Data shown

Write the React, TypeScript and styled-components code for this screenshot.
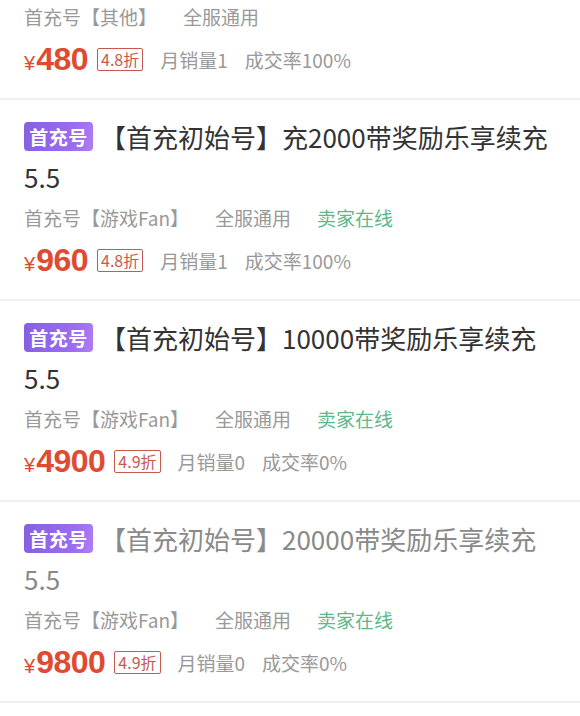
import React from "react";
import styled, { createGlobalStyle } from "styled-components";

const Global = createGlobalStyle`
  html, body { margin: 0; padding: 0; background: #ffffff; }
  body { font-family: "Noto Sans CJK SC", "Noto Sans", sans-serif; }
`;

const List = styled.div`
  display: flex;
  flex-direction: column;
  background: #fff;
`;

const Item = styled.div<{ $partial?: boolean }>`
  padding: ${(p) => (p.$partial ? "1px 24px 19px" : "17px 24px 19px")};
  border-bottom: 2px solid #efefef;
  display: flex;
  flex-direction: column;
`;

const Title = styled.div<{ $muted?: boolean }>`
  font-size: 26px;
  line-height: 40px;
  color: ${(p) => (p.$muted ? "#8a8a8a" : "#333333")};
`;

const Badge = styled.span`
  display: inline-flex;
  align-items: center;
  justify-content: center;
  width: 69px;
  height: 29px;
  border-radius: 4px;
  background: linear-gradient(100deg, #8560e2 0%, #9b6cf0 70%, #ae7cf4 100%);
  color: #fff;
  font-size: 19px;
  font-weight: 700;
  letter-spacing: 0.5px;
  vertical-align: 3px;
  margin-right: 7px;
  line-height: 29px;
`;

const Meta = styled.div<{ $first?: boolean }>`
  display: flex;
  gap: 26px;
  font-size: 19px;
  line-height: 32px;
  color: #999999;
  margin-top: ${(p) => (p.$first ? "0" : "5px")};
`;

const Online = styled.span`
  color: #5db88a;
`;

const PriceRow = styled.div`
  display: flex;
  align-items: center;
  height: 40px;
  margin-top: 6px;
  color: #999999;
  font-size: 19px;
`;

const Price = styled.span`
  display: inline-flex;
  align-items: baseline;
  color: #e04a30;
  font-family: "Liberation Sans", "Noto Sans", sans-serif;
`;

const Yen = styled.span`
  font-size: 20px;
  margin-right: 1px;
`;

const Amount = styled.span`
  font-size: 32px;
  font-weight: 700;
  letter-spacing: -0.5px;
`;

const Discount = styled.span`
  display: inline-flex;
  align-items: center;
  justify-content: center;
  height: 23px;
  padding: 0 3px;
  box-sizing: border-box;
  border: 1.5px solid #c9594c;
  border-radius: 2px;
  color: #c9594c;
  font-size: 16px;
  margin-left: 9px;
  margin-right: 17px;
`;

const Stat = styled.span`
  margin-right: 17px;
`;

type Row = {
  title?: string;
  muted?: boolean;
  seller: string;
  online: boolean;
  price: string;
  discount: string;
  sales: string;
  rate: string;
};

const rows: Row[] = [
  { seller: "首充号【其他】", online: false, price: "480", discount: "4.8折", sales: "月销量1", rate: "成交率100%" },
  { title: "【首充初始号】充2000带奖励乐享续充5.5", seller: "首充号【游戏Fan】", online: true, price: "960", discount: "4.8折", sales: "月销量1", rate: "成交率100%" },
  { title: "【首充初始号】10000带奖励乐享续充5.5", seller: "首充号【游戏Fan】", online: true, price: "4900", discount: "4.9折", sales: "月销量0", rate: "成交率0%" },
  { title: "【首充初始号】20000带奖励乐享续充5.5", muted: true, seller: "首充号【游戏Fan】", online: true, price: "9800", discount: "4.9折", sales: "月销量0", rate: "成交率0%" },
];

export default function App() {
  return (
    <>
      <Global />
      <List>
        {rows.map((r, i) => (
          <Item key={i} $partial={!r.title}>
            {r.title && (
              <Title $muted={r.muted}>
                <Badge>首充号</Badge>
                {r.title}
              </Title>
            )}
            <Meta $first={!r.title}>
              <span>{r.seller}</span>
              <span>全服通用</span>
              {r.online && <Online>卖家在线</Online>}
            </Meta>
            <PriceRow>
              <Price>
                <Yen>¥</Yen>
                <Amount>{r.price}</Amount>
              </Price>
              <Discount>{r.discount}</Discount>
              <Stat>{r.sales}</Stat>
              <span>{r.rate}</span>
            </PriceRow>
          </Item>
        ))}
      </List>
    </>
  );
}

Aim of the exercise
Copy each line in full and exactly, omitting any picture.

Answer to the task
Write the React, TypeScript and styled-components code for this screenshot.
import React from "react";
import styled, { createGlobalStyle } from "styled-components";

const Global = createGlobalStyle`
  html, body { margin: 0; padding: 0; background: #ffffff; }
  body { font-family: "Noto Sans CJK SC", "Noto Sans", sans-serif; }
`;

const List = styled.div`
  display: flex;
  flex-direction: column;
  background: #fff;
`;

const Item = styled.div<{ $partial?: boolean }>`
  padding: ${(p) => (p.$partial ? "1px 24px 19px" : "17px 24px 19px")};
  border-bottom: 2px solid #efefef;
  display: flex;
  flex-direction: column;
`;

const Title = styled.div<{ $muted?: boolean }>`
  font-size: 26px;
  line-height: 40px;
  color: ${(p) => (p.$muted ? "#8a8a8a" : "#333333")};
`;

const Badge = styled.span`
  display: inline-flex;
  align-items: center;
  justify-content: center;
  width: 69px;
  height: 29px;
  border-radius: 4px;
  background: linear-gradient(100deg, #8560e2 0%, #9b6cf0 70%, #ae7cf4 100%);
  color: #fff;
  font-size: 19px;
  font-weight: 700;
  letter-spacing: 0.5px;
  vertical-align: 3px;
  margin-right: 7px;
  line-height: 29px;
`;

const Meta = styled.div<{ $first?: boolean }>`
  display: flex;
  gap: 26px;
  font-size: 19px;
  line-height: 32px;
  color: #999999;
  margin-top: ${(p) => (p.$first ? "0" : "5px")};
`;

const Online = styled.span`
  color: #5db88a;
`;

const PriceRow = styled.div`
  display: flex;
  align-items: center;
  height: 40px;
  margin-top: 6px;
  color: #999999;
  font-size: 19px;
`;

const Price = styled.span`
  display: inline-flex;
  align-items: baseline;
  color: #e04a30;
  font-family: "Liberation Sans", "Noto Sans", sans-serif;
`;

const Yen = styled.span`
  font-size: 20px;
  margin-right: 1px;
`;

const Amount = styled.span`
  font-size: 32px;
  font-weight: 700;
  letter-spacing: -0.5px;
`;

const Discount = styled.span`
  display: inline-flex;
  align-items: center;
  justify-content: center;
  height: 23px;
  padding: 0 3px;
  box-sizing: border-box;
  border: 1.5px solid #c9594c;
  border-radius: 2px;
  color: #c9594c;
  font-size: 16px;
  margin-left: 9px;
  margin-right: 17px;
`;

const Stat = styled.span`
  margin-right: 17px;
`;

type Row = {
  title?: string;
  muted?: boolean;
  seller: string;
  online: boolean;
  price: string;
  discount: string;
  sales: string;
  rate: string;
};

const rows: Row[] = [
  { seller: "首充号【其他】", online: false, price: "480", discount: "4.8折", sales: "月销量1", rate: "成交率100%" },
  { title: "【首充初始号】充2000带奖励乐享续充5.5", seller: "首充号【游戏Fan】", online: true, price: "960", discount: "4.8折", sales: "月销量1", rate: "成交率100%" },
  { title: "【首充初始号】10000带奖励乐享续充5.5", seller: "首充号【游戏Fan】", online: true, price: "4900", discount: "4.9折", sales: "月销量0", rate: "成交率0%" },
  { title: "【首充初始号】20000带奖励乐享续充5.5", muted: true, seller: "首充号【游戏Fan】", online: true, price: "9800", discount: "4.9折", sales: "月销量0", rate: "成交率0%" },
];

export default function App() {
  return (
    <>
      <Global />
      <List>
        {rows.map((r, i) => (
          <Item key={i} $partial={!r.title}>
            {r.title && (
              <Title $muted={r.muted}>
                <Badge>首充号</Badge>
                {r.title}
              </Title>
            )}
            <Meta $first={!r.title}>
              <span>{r.seller}</span>
              <span>全服通用</span>
              {r.online && <Online>卖家在线</Online>}
            </Meta>
            <PriceRow>
              <Price>
                <Yen>¥</Yen>
                <Amount>{r.price}</Amount>
              </Price>
              <Discount>{r.discount}</Discount>
              <Stat>{r.sales}</Stat>
              <span>{r.rate}</span>
            </PriceRow>
          </Item>
        ))}
      </List>
    </>
  );
}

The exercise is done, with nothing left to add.